32 Charlotte Road
Tel: 020 7613 4411
Date of Last Visit: Thursday, March 23
The Victims: Too many to mention
The Damage: Not so bad! "Just" 30 quid a head.
Cantaloupe was not what I was expecting. I was expecting a tapas restaurant. Small little tables, dim lighting, maybe some spanish guitar playing in the background.
Cantaloupe is a bar. I must not be the only other person puzzled by this because at the front of the bar is a relatively large sign pointing you to the restaurant.
The bar is fun though. On a Thursday night, relatively early (7:30 ish) it was packed in a good way.
Being me, I told my guests the booking was at 7. It was really at 7:30. This is good because no one showed up until 8 p.m. anyhow, despite Feathers best efforts. (Thank you Feathers.)
It always makes me nervous to take people from a specific country to a restaurant in a different country that matches their origins. So I was a little nervous about sitting across from Javier; Javier is from Spain. I wanted Javier to like Cantaloupe!
The good news is he did! He loved the platter for two, which was really more like a platter para tres, there was so much jamon and queso. And he loved the Rioja, which he was originally suspicious about because it was organic. But heck, organic doesn’t necessarily mean "tastes bad," right?
Now let me just take a moment to share some of my recently acquired knowledge about Rioja. Did you know that there are three main types? These are clearly labeled on the bottle, and should be such on the restaurant wine list as well. If not, then you might be drinking a Rioja-wannabe; that is, the Spanish Wine Authorities have not certified it as a Rioja. Here’s the breakdown…
* Vino de Crianza: Wine in its third year, matured for at least one year in oak cask.
* Reserva: Carefully selected wines, aged for at least three years, of which at least one is in oak cask.

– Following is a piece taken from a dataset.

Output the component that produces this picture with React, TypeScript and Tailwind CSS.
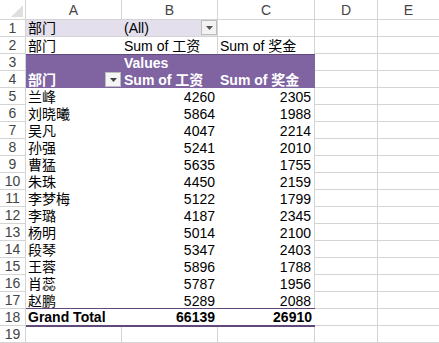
import React from "react";

const FONT = "font-['Liberation_Sans','Noto_Sans_CJK_SC',sans-serif]";

const names: [string, number, number][] = [
  ["兰峰", 4260, 2305],
  ["刘晓曦", 5864, 1988],
  ["吴凡", 4047, 2214],
  ["孙强", 5241, 2010],
  ["曹猛", 5635, 1755],
  ["朱珠", 4450, 2159],
  ["李梦梅", 5122, 1799],
  ["李璐", 4187, 2345],
  ["杨明", 5014, 2100],
  ["段琴", 5347, 2403],
  ["王蓉", 5896, 1788],
  ["肖蕊", 5787, 1956],
  ["赵鹏", 5289, 2088],
];

function Arrow({ color = "#444" }: { color?: string }) {
  return (
    <svg width="7" height="4" viewBox="0 0 7 4">
      <polygon points="0,0 7,0 3.5,4" fill={color} />
    </svg>
  );
}

function RowNum({ n }: { n: number }) {
  return (
    <div className="w-[26px] shrink-0 border-r border-b border-[#d4d4d4] flex items-center justify-center text-[14px] text-[#444] bg-white">
      {n}
    </div>
  );
}

function DE() {
  return (
    <>
      <div className="w-[63px] shrink-0 border-r border-b border-[#d4d4d4]" />
      <div className="flex-1 border-b border-[#d4d4d4]" />
    </>
  );
}

export default function App() {
  return (
    <div className={`${FONT} w-[439px] h-[343px] overflow-hidden bg-white text-[14px] text-black leading-[16px]`}>
      {/* column headers */}
      <div className="flex h-[20px]">
        <div className="w-[26px] shrink-0 border-r border-b border-[#d4d4d4] relative">
          <svg className="absolute right-[2px] bottom-[2px]" width="12" height="12" viewBox="0 0 12 12">
            <polygon points="12,0 12,12 0,12" fill="#dfdfdf" />
          </svg>
        </div>
        {["A", "B", "C", "D"].map((c, i) => (
          <div
            key={c}
            className={`${i === 3 ? "w-[63px]" : i === 2 ? "w-[97px]" : "w-[96px]"} shrink-0 border-r border-b border-[#d4d4d4] flex items-center justify-center text-[#444] text-[14px]`}
          >
            {c}
          </div>
        ))}
        <div className="flex-1 border-b border-[#d4d4d4] flex items-center justify-center text-[#444] text-[14px]">E</div>
      </div>

      {/* row 1 */}
      <div className="flex h-[17px]">
        <RowNum n={1} />
        <div className="w-[192px] shrink-0 bg-[#e4dfec] border-r border-b border-[#d4d4d4] flex">
          <div className="w-[96px] pl-[2px] flex items-center">部门</div>
          <div className="flex-1 pl-[2px] flex items-center justify-between pr-[0px]">
            <span>(All)</span>
            <div className="w-[16px] h-[15px] -mt-[1px] border border-[#bdbdbd] bg-[#f3f3f3] flex items-center justify-center">
              <Arrow color="#555" />
            </div>
          </div>
        </div>
        <div className="w-[97px] shrink-0 border-r border-b border-[#d4d4d4]" />
        <DE />
      </div>

      {/* row 2 */}
      <div className="flex h-[17px]">
        <RowNum n={2} />
        <div className="w-[96px] shrink-0 pl-[2px] flex items-center">部门</div>
        <div className="w-[96px] shrink-0 pl-[2px] border-r border-[#d4d4d4] flex items-center">Sum of 工资</div>
        <div className="w-[97px] shrink-0 pl-[2px] border-r border-[#d4d4d4] flex items-center">Sum of 奖金</div>
        <DE />
      </div>

      {/* rows 3-4 header block */}
      <div className="flex h-[34px]">
        <div className="w-[26px] shrink-0 flex flex-col">
          <div className="h-[17px] border-r border-b border-[#d4d4d4] flex items-center justify-center text-[#444]">3</div>
          <div className="h-[17px] border-r border-b border-[#d4d4d4] flex items-center justify-center text-[#444]">4</div>
        </div>
        <div className="w-[289px] shrink-0 bg-[#8064a2] border-t border-[#60497a] text-white font-bold flex flex-col">
          <div className="h-[16px] flex">
            <div className="w-[96px]" />
            <div className="w-[96px] pl-[2px] flex items-center">Values</div>
          </div>
          <div className="h-[17px] flex">
            <div className="w-[96px] pl-[2px] flex items-center justify-between pr-[1px]">
              <span>部门</span>
              <div className="w-[16px] h-[15px] border border-[#bdbdbd] bg-[#f5f5f5] flex items-center justify-center">
                <Arrow color="#444" />
              </div>
            </div>
            <div className="w-[96px] pl-[2px] flex items-center">Sum of 工资</div>
            <div className="flex-1 pl-[2px] flex items-center">Sum of 奖金</div>
          </div>
        </div>
        <div className="flex-1 flex flex-col">
          <div className="h-[17px] flex"><DE /></div>
          <div className="h-[17px] flex"><DE /></div>
        </div>
      </div>

      {/* data rows */}
      {names.map(([n, a, b], i) => (
        <div key={n} className="flex h-[17px]">
          <RowNum n={i + 5} />
          <div className="w-[96px] shrink-0 pl-[2px] flex items-center">{n}</div>
          <div className="w-[96px] shrink-0 pr-[3px] flex items-center justify-end">{a}</div>
          <div className="w-[97px] shrink-0 pr-[3px] border-r border-[#d4d4d4] flex items-center justify-end">{b}</div>
          <DE />
        </div>
      ))}

      {/* row 18 */}
      <div className="flex h-[17px]">
        <RowNum n={18} />
        <div className="w-[289px] shrink-0 flex font-bold border-t border-[#60497a] border-b-2 border-b-[#60497a] -mt-[1px] h-[19px] relative">
          <div className="w-[96px] pl-[2px] flex items-center">Grand Total</div>
          <div className="w-[96px] pr-[3px] flex items-center justify-end">66139</div>
          <div className="flex-1 pr-[3px] flex items-center justify-end">26910</div>
        </div>
        <DE />
      </div>

      {/* row 19 */}
      <div className="flex h-[17px]">
        <RowNum n={19} />
        <div className="w-[96px] shrink-0 border-r border-b border-[#d4d4d4]" />
        <div className="w-[96px] shrink-0 border-r border-b border-[#d4d4d4]" />
        <div className="w-[97px] shrink-0 border-r border-b border-[#d4d4d4]" />
        <DE />
      </div>
    </div>
  );
}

* Gran Reserva: Belongs to great vintage´s wines which have been aged at least two years in oak cask and three years in bottle.
What else can I tell you? Javier gave Cantaloupe two thumbs up and told me it was a great place. He also told me I am a dangerous person. Aren’t I, though?
Javier gave Cantaloupe two thumbs up because he liked his main, which escapes me at the moment. Me, on the other hand, thought my main had been confused with Fido’s dinner. (And that’s not Fido as in Fidelity Investments, dorks.) It was totally gross. Uggh. I don’t even want to think about it, that’s how gross it was. Uggh. Uggh. Uggh. I think it was the Argentinian Beef thingie. Not the steak, but the casserole. YUCK. Gross. Double-yuck.
The Verdict: You know, I’d actually go back. I just wouldn’t eat. Or I’d stick with the platter of nibbley things.